Re: Collecting Best Practise Process for GLD - the 10 steps to GLD / LOD

Dear Denise and Biplav, all

many thanks for your feedback and support on this - I also do think 
that the GLD Best Practise approach is a very good one - although it is very 
detailled and technically driven - speaking with civil servants here in Austria showed
that they are looking for a more 'meta level approach' first - so we discussed
the following steps in a workshop here that could be helpful for my given example of
the Austrian city with 150k inhabitants that has already ~50 datasets as open data in a 
catalogue (in several formats) that is thinking about establishing a 'LOD based digital data infrastructure'

-----
1) Set Up a (Pilot)Project on Linked Open Data 
2) Identify basic data sets that provide most value / benefit (basic data sets could be: geo (postcodes), organisations, types of schools, code lists et al)
3) Evaluate what datasets could be linked to each other for most benefit (internal & external linking sources)
4) Clarify license issues
5) URI Konzept erarbeiten
6) Evaluate (RDF) vocabularies and specify the fitting vocabs for your data
7) Establish an infrastructure (Triple Store, Endpoint, web API on top of LOD, ...) 
8) Triplification: convert the spefied data sets to RDF
9) Link the datasets / the data (internally & externally) 
10) Publish the data and spread the word about this
11) Continuous data maintenance and add. data publication
12) Establish & manage network effects with other data holders
13) Support the use of the data / of the data infrastructure - if possible provide funding for 1st projects (internally & externally)
    E.g. funding, VC start up sessions (competitions) - but also support in LOD principles & technologies, events, manuals, etc...
-----

Feedback very welcome - regards - martin

----- Original Message -----
From: "Denise Warzel (NIH/NCI) [E]" <warzeld@mail.nih.gov>
To: "Biplav Srivastava" <sbiplav@in.ibm.com>
Cc: "Martin Kaltenböck" <m.kaltenboeck@semantic-web.at>, public-gld-wg@w3.org
Sent: Wednesday, 12 June, 2013 3:47:34 PM
Subject: Re: Collecting Best Practise Process for GLD - the 10 steps to GLD /  LOD

Very interesting question.
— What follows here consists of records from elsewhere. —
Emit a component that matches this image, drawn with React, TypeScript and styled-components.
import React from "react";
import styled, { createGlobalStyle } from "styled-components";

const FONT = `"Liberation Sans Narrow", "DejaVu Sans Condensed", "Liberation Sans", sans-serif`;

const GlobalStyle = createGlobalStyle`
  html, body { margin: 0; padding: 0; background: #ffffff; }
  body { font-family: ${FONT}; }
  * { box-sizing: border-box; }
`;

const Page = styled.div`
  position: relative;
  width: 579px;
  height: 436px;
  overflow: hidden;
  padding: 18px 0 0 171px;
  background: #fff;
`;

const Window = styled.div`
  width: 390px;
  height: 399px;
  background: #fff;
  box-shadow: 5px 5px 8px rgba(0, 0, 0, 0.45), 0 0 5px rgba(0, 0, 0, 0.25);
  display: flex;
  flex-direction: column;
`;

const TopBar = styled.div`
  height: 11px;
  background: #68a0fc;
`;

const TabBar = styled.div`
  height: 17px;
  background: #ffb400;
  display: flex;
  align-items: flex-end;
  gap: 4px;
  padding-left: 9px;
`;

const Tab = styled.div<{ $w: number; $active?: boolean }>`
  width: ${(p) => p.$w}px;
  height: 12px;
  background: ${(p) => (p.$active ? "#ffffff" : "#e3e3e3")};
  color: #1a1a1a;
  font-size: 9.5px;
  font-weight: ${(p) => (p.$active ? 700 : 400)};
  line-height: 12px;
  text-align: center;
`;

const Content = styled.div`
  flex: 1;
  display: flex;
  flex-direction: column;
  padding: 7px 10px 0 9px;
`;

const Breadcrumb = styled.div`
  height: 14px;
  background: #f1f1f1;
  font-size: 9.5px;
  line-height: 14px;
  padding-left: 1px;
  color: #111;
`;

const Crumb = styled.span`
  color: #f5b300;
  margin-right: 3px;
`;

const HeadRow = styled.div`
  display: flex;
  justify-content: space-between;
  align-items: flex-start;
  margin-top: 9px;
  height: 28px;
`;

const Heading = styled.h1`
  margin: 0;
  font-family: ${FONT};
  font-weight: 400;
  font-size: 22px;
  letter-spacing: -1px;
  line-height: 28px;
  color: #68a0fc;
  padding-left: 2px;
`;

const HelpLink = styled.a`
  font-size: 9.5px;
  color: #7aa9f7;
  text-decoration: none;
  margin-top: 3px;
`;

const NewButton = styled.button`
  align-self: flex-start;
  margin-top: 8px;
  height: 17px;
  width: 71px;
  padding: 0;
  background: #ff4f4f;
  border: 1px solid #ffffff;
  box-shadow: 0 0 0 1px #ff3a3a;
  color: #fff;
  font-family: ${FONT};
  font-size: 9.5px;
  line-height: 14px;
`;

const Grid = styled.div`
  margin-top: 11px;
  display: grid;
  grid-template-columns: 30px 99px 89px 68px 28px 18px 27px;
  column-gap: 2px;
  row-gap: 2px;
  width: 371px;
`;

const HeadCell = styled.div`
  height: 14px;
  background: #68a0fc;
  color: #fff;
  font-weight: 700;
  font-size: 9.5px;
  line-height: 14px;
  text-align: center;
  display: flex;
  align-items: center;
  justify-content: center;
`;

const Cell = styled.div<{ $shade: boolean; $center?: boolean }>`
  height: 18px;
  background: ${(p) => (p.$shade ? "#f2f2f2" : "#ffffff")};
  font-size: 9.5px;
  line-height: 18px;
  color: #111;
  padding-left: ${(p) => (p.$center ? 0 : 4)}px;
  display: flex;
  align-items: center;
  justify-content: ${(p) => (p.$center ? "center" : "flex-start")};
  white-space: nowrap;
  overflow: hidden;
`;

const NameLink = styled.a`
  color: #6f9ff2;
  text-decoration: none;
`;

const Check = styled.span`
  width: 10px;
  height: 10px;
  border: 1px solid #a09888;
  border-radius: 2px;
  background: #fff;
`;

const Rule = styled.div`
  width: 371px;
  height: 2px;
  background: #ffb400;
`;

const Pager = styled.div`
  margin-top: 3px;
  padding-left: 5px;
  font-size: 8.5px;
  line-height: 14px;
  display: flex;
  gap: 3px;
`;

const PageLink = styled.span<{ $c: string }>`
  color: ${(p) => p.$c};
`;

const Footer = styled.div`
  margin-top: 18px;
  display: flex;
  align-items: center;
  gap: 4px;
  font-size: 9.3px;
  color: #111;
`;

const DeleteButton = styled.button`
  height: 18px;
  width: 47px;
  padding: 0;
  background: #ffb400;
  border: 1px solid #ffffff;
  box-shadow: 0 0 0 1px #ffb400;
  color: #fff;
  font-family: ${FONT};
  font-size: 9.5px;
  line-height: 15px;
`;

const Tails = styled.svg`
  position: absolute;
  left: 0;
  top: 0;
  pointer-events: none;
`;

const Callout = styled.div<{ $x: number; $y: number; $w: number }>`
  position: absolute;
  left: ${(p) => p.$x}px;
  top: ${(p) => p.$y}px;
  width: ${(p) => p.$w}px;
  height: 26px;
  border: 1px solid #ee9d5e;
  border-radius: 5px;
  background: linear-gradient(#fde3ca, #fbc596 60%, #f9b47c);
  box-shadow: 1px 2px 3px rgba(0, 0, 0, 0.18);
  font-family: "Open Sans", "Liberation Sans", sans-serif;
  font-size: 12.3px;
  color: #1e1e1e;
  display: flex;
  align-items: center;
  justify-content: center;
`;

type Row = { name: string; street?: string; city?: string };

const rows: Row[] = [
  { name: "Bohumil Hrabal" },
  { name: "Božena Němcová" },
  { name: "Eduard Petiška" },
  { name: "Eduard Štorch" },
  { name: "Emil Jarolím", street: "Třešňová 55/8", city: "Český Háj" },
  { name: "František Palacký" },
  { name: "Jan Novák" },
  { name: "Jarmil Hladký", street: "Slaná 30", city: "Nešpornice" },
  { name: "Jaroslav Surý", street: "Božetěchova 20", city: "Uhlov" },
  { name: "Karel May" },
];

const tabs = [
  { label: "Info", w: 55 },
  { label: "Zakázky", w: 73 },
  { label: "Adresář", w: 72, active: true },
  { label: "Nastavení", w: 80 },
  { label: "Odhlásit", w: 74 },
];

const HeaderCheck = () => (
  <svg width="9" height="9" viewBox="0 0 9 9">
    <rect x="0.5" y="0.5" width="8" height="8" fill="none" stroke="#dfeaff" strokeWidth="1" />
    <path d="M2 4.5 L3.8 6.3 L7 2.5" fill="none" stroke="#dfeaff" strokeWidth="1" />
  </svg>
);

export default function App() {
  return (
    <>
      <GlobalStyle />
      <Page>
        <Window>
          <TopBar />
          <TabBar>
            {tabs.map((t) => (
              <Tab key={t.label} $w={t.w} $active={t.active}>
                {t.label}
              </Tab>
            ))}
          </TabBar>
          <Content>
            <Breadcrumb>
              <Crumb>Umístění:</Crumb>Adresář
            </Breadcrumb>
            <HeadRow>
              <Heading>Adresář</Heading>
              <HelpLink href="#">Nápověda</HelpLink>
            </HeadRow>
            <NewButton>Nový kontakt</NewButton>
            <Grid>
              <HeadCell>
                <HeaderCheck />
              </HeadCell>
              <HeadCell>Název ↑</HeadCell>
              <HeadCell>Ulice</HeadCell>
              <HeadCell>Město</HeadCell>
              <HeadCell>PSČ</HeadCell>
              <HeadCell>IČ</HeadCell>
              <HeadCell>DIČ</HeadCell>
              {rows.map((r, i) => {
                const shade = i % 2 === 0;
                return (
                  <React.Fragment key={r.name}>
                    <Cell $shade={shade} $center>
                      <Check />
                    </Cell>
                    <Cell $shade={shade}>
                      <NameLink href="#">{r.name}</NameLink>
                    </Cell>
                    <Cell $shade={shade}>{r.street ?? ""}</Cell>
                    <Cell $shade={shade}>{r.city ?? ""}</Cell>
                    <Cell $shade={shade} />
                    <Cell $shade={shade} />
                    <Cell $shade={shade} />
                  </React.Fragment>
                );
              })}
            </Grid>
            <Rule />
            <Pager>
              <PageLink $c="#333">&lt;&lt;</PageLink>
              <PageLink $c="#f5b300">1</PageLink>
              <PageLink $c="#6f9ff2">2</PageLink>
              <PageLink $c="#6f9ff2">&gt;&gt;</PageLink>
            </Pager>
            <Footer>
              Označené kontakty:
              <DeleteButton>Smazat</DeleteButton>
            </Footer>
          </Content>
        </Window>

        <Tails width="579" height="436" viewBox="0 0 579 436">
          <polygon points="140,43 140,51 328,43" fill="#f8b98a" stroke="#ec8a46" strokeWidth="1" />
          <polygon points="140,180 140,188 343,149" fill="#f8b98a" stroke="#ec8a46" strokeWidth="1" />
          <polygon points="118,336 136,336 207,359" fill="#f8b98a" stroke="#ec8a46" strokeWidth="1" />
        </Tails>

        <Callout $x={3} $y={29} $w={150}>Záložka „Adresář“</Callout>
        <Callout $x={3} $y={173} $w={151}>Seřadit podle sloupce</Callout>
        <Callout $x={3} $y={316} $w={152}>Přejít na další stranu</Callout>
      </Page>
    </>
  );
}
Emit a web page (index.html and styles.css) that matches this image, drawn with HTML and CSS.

I think the best practices w3c published are very good. I'd emphasize the modeling aspect and the use of standard vocabularies ... Butor just for the publishing of the statements ( predicates) but Alison for the model....The data that is to be linked should  needs to share some aspect of their mostly, and those should have the same Uris... Pre-planning around harmonized models should help.... Otherwise you will have LOD data sets that are silos, not sharing common subjects or objects- even if they share common predicates....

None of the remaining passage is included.